**EXERCISE DESCRIPTION:**
Copy nothing but the text: reproduce each line of the listing exactly and leave the pictures out.

**DATA EXCERPT:**

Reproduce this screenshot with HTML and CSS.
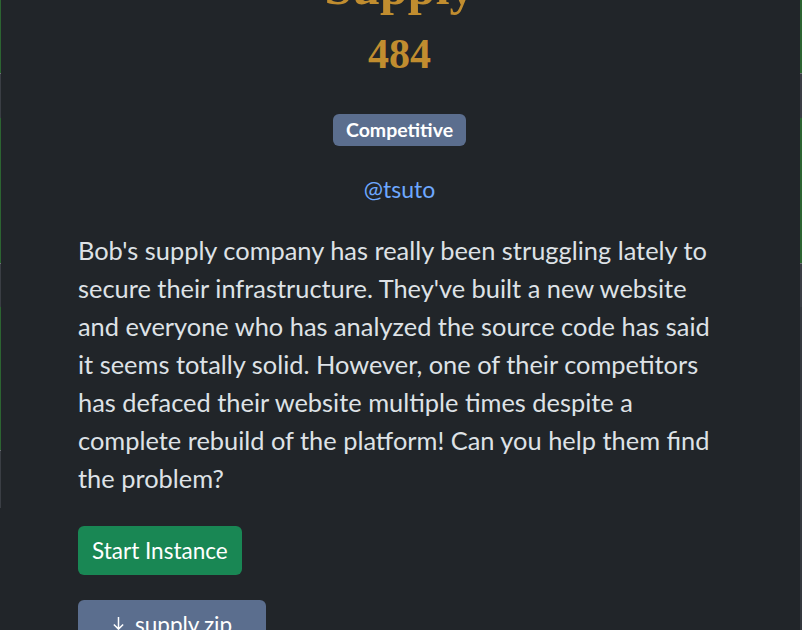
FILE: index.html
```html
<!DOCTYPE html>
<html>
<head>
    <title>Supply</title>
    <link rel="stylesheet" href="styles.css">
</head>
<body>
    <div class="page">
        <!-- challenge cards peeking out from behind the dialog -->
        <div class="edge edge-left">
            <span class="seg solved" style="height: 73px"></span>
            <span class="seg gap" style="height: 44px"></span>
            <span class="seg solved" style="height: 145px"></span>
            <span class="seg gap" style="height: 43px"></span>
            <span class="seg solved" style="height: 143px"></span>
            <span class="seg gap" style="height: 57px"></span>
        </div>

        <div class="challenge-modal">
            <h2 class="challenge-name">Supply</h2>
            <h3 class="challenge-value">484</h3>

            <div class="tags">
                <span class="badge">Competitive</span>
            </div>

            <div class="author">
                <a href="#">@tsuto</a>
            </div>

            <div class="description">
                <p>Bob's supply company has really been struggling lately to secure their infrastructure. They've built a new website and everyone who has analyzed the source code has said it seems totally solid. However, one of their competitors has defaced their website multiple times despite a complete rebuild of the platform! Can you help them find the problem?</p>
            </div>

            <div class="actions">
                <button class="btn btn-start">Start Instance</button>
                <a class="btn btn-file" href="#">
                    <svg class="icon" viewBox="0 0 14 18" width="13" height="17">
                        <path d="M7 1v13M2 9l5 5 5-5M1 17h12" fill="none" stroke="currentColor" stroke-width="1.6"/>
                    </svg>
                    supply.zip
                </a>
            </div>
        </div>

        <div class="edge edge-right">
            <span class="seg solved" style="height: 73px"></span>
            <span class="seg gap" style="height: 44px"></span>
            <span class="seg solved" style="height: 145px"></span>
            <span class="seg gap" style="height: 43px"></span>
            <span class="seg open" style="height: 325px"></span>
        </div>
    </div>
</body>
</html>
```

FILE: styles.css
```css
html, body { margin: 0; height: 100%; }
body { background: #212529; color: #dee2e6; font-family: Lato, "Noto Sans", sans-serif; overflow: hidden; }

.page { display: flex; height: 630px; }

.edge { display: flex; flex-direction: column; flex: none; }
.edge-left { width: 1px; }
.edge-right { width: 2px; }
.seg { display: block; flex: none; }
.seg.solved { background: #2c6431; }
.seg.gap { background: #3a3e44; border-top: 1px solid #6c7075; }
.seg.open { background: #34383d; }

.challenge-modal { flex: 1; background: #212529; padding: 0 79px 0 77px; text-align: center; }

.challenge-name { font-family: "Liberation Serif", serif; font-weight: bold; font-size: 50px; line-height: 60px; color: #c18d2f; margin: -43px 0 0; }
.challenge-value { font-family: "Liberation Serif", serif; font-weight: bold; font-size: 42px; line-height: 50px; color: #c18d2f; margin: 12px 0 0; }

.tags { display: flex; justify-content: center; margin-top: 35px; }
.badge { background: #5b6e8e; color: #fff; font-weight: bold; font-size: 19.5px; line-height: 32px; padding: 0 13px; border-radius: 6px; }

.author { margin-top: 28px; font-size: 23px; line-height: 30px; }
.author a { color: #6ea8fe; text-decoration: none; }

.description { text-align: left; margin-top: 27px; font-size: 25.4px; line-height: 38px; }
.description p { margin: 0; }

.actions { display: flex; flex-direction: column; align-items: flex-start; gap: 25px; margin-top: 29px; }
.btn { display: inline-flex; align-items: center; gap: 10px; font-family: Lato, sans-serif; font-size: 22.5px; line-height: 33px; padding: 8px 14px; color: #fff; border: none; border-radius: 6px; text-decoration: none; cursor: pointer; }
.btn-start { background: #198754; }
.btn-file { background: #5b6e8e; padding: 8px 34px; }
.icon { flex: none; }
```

**COMPLETE RESPONSE:**
Reproduce this screenshot with HTML and CSS.
FILE: index.html
```html
<!DOCTYPE html>
<html>
<head>
    <title>Supply</title>
    <link rel="stylesheet" href="styles.css">
</head>
<body>
    <div class="page">
        <!-- challenge cards peeking out from behind the dialog -->
        <div class="edge edge-left">
            <span class="seg solved" style="height: 73px"></span>
            <span class="seg gap" style="height: 44px"></span>
            <span class="seg solved" style="height: 145px"></span>
            <span class="seg gap" style="height: 43px"></span>
            <span class="seg solved" style="height: 143px"></span>
            <span class="seg gap" style="height: 57px"></span>
        </div>

        <div class="challenge-modal">
            <h2 class="challenge-name">Supply</h2>
            <h3 class="challenge-value">484</h3>

            <div class="tags">
                <span class="badge">Competitive</span>
            </div>

            <div class="author">
                <a href="#">@tsuto</a>
            </div>

            <div class="description">
                <p>Bob's supply company has really been struggling lately to secure their infrastructure. They've built a new website and everyone who has analyzed the source code has said it seems totally solid. However, one of their competitors has defaced their website multiple times despite a complete rebuild of the platform! Can you help them find the problem?</p>
            </div>

            <div class="actions">
                <button class="btn btn-start">Start Instance</button>
                <a class="btn btn-file" href="#">
                    <svg class="icon" viewBox="0 0 14 18" width="13" height="17">
                        <path d="M7 1v13M2 9l5 5 5-5M1 17h12" fill="none" stroke="currentColor" stroke-width="1.6"/>
                    </svg>
                    supply.zip
                </a>
            </div>
        </div>

        <div class="edge edge-right">
            <span class="seg solved" style="height: 73px"></span>
            <span class="seg gap" style="height: 44px"></span>
            <span class="seg solved" style="height: 145px"></span>
            <span class="seg gap" style="height: 43px"></span>
            <span class="seg open" style="height: 325px"></span>
        </div>
    </div>
</body>
</html>
```

FILE: styles.css
```css
html, body { margin: 0; height: 100%; }
body { background: #212529; color: #dee2e6; font-family: Lato, "Noto Sans", sans-serif; overflow: hidden; }

.page { display: flex; height: 630px; }

.edge { display: flex; flex-direction: column; flex: none; }
.edge-left { width: 1px; }
.edge-right { width: 2px; }
.seg { display: block; flex: none; }
.seg.solved { background: #2c6431; }
.seg.gap { background: #3a3e44; border-top: 1px solid #6c7075; }
.seg.open { background: #34383d; }

.challenge-modal { flex: 1; background: #212529; padding: 0 79px 0 77px; text-align: center; }

.challenge-name { font-family: "Liberation Serif", serif; font-weight: bold; font-size: 50px; line-height: 60px; color: #c18d2f; margin: -43px 0 0; }
.challenge-value { font-family: "Liberation Serif", serif; font-weight: bold; font-size: 42px; line-height: 50px; color: #c18d2f; margin: 12px 0 0; }

.tags { display: flex; justify-content: center; margin-top: 35px; }
.badge { background: #5b6e8e; color: #fff; font-weight: bold; font-size: 19.5px; line-height: 32px; padding: 0 13px; border-radius: 6px; }

.author { margin-top: 28px; font-size: 23px; line-height: 30px; }
.author a { color: #6ea8fe; text-decoration: none; }

.description { text-align: left; margin-top: 27px; font-size: 25.4px; line-height: 38px; }
.description p { margin: 0; }

.actions { display: flex; flex-direction: column; align-items: flex-start; gap: 25px; margin-top: 29px; }
.btn { display: inline-flex; align-items: center; gap: 10px; font-family: Lato, sans-serif; font-size: 22.5px; line-height: 33px; padding: 8px 14px; color: #fff; border: none; border-radius: 6px; text-decoration: none; cursor: pointer; }
.btn-start { background: #198754; }
.btn-file { background: #5b6e8e; padding: 8px 34px; }
.icon { flex: none; }
```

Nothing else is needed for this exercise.